Other services that list pages by some property can be added as need be. A generic mechanism for listing PageRecords could be implemented to replace QueryPage (or QueryPage could be re-implemented to use it).

Migration

Migration from Title to PageRecord would be done incrementally over time. For compatibility, Title would get two new methods:

class Title {
  ...
  public static function newFromPageRecord( PageRecord $page ); // @return Title
  public function getPageRecord(); // @return PageRecord
  ...
}

Event Timeline

daniel raised the priority of this task from to Needs Triage.
daniel updated the task description. (Show Details)
daniel subscribed.
daniel moved this task from P1: Define to Old on the TechCom-RFC board.

Congratulations! This is one of the 52 proposals that made it through the first deadline of the Wikimedia-Developer-Summit-2016 selection process. Please pay attention to the next one: > By 6 Nov 2015, all Summit proposals must have active discussions and a Summit plan documented in the description. Proposals not reaching this critical mass can continue at their own path out of the Summit.

Krinkle set Security to None.

November 6, and this proposal doesn't seem to have much traction, it is not on track. Unless there is a sudden change, I will leave the ultimate decision of pre-scheduling it for the Wikimedia-Developer-Summit-2016 to @RobLa-WMF and the Architecture Committee.

This has been scheduled for discussion on IRC #wikimedia-office on November 11, 22:00 UTC (2pm PST), see E89: RFC Meeting: Parser::getTargetLanguage / PageRecord (2015-11-11)

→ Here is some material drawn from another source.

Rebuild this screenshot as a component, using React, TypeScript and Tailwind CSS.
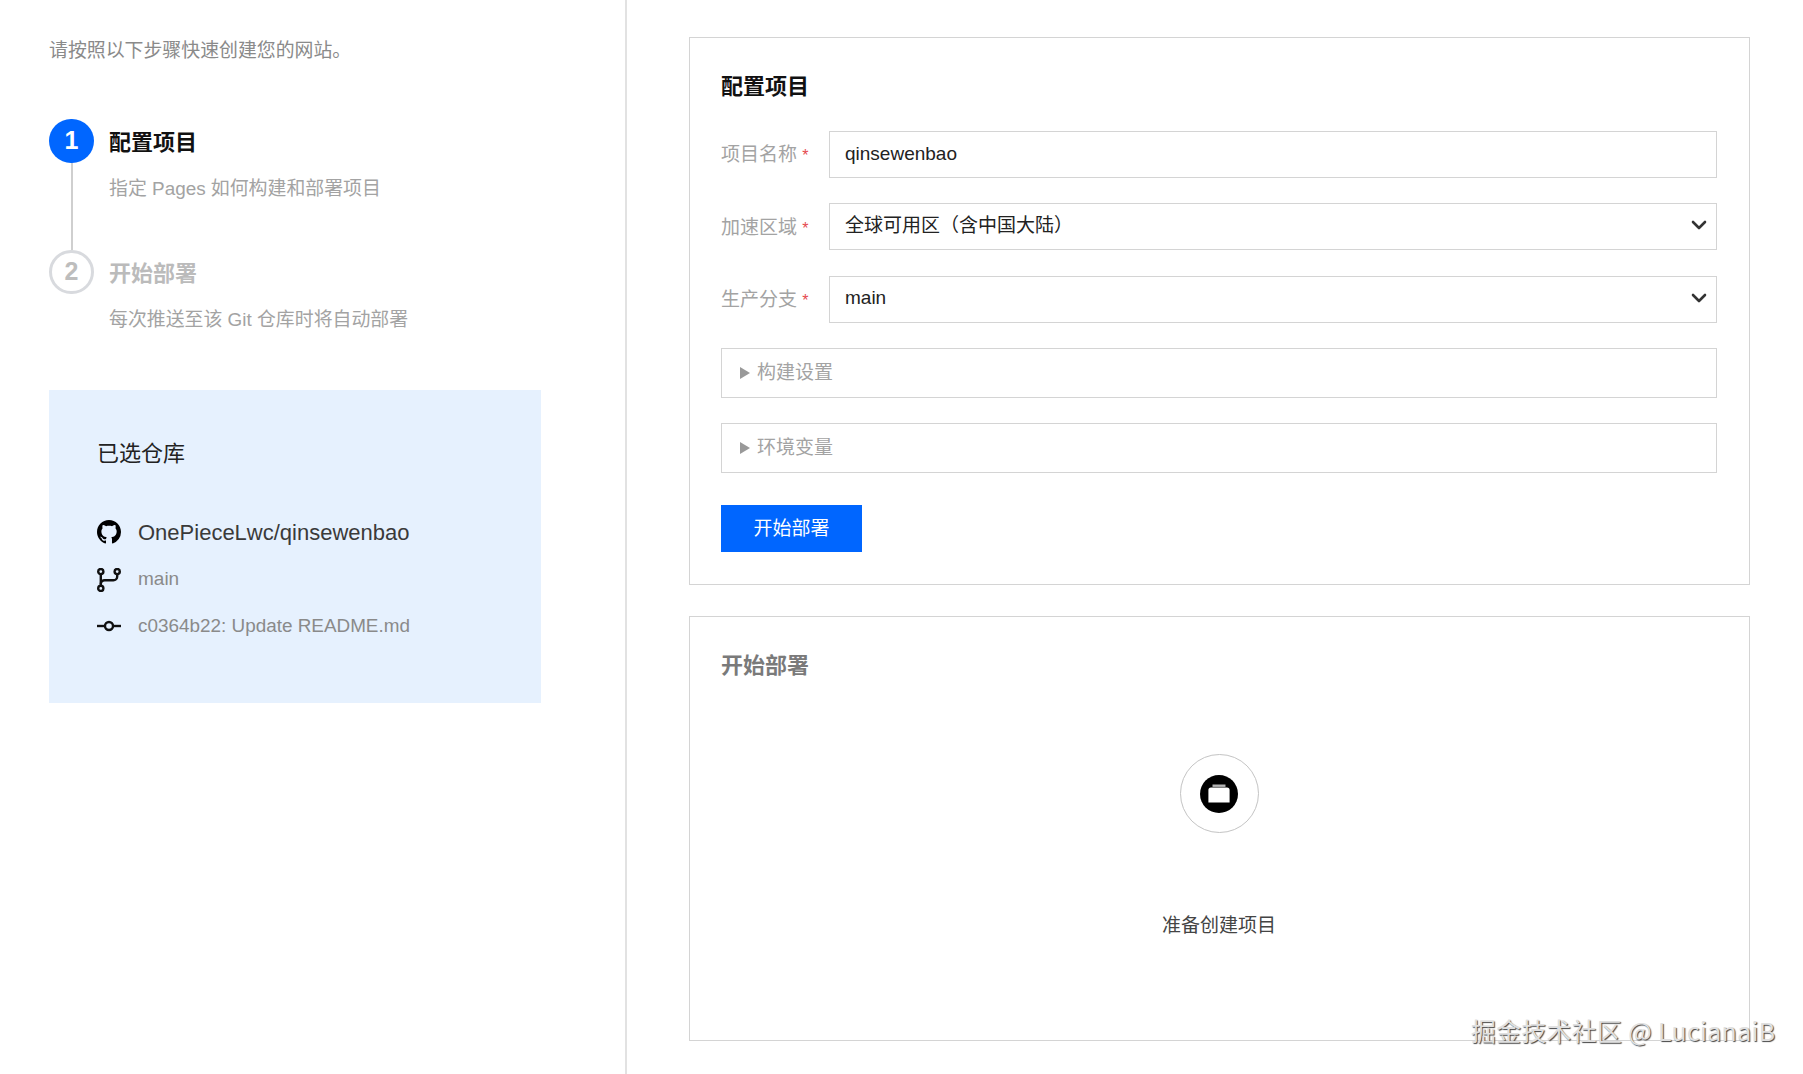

Is "id" in getId() and findPageById( $id ) a page ID, revision ID, or articleID? The proliferation of IDs in core is confusing.

Is "id" in getId() and findPageById( $id ) a page ID, revision ID, or articleID? The proliferation of IDs in core is confusing.

getId() returns the page ID. In the context of PageRecord and PageLookup, that seems obvious. What Title calls the "article ID" actually is also the page ID. The revision ID is returned by getLatestRevisionId().

This was discussed at the RFC IRC meeting on November 11 as the second topic. See the log at https://tools.wmflabs.org/meetbot/wikimedia-office/2015/wikimedia-office.2015-11-11-21.59.log.html, starting at 22:43. The minutes features of MeetBot weren't really used, so here is an attempt at a summary:

The main objection came from @ori who doesn't think adding more classes is going to make the code base simpler. Money quote:

23:01:13 <ori> Joe Armstrong (Erlang guy), talking about the dangers of OOP, once compared it to "You wanted a banana but what you got was a gorilla holding the banana and the entire jungle. "
23:01:25 <ori> I agree that Title is now a jungle with a gorilla holding a banana, rather than just a banana
23:01:34 <ori> but i don't think adding a Banana class is going to fix that

Krinkle also seemed worried about a "Java style Class Explosion". Tim seemed more amiable to an approach with higher granularity: <TimStarling> the complexity doesn't go away when you mix everything together in a single class

There was agreement that Title vs WikiPage vs Page vs Article etc is confusing, and we should get rid of at least some of these. E.g. <Krinkle> Article as view object? That's WikiPage and ViewAction. Afaik all uses of Article can be removed. The discussion was mainly about the best strategy for refactoring / migration.

In the end, Tim suggested to write some code, so we can discuss a more concrete proposal.

Personal conclusion: Perhaps it would be useful to reframe the proposal: PageRecord and PageLookup will not replace Title. PageLookup is basically a refactoring of LinkCache, PageRecord is an auxilliary object that allows us to remove the circular dependency with Title. Currently, Title depends on LinkCache, and LinkCache depends on Title. That would be solved by PageLookup depending on PageRecord, and Title depending on PageRecord and PageLookup.

Next step: reframe proposal in terms of replacing LinkCache, as described above. Write some code for PageLookup and PageRecord, as Tim suggested.

Wikimedia Developer Summit 2016 ended two weeks ago. This task is still open. If the session in this task took place, please make sure 1) that the session Etherpad notes are linked from this task, 2) that followup tasks for any actions identified have been created and linked from this task, 3) to change the status of this task to "resolved". If this session did not take place, change the task status to "declined". If this task itself has become a well-defined action which is not finished yet, drag and drop this task into the "Work continues after Summit" column on the project workboard. Thank you for your help!

daniel moved this task from Old to (unused) on the TechCom-RFC board.

Unassigning myself. Needs shepherd.

kchapman subscribed.

This RFC is being declined as obsolete. It was intended to be an RFC on part of the refactoring for MCR. If it comes up during the MCR refactoring other new RFCs will be created.

Krinkle subscribed.

Closing. And per @daniel, as author of this RFC, foregoing Last Call.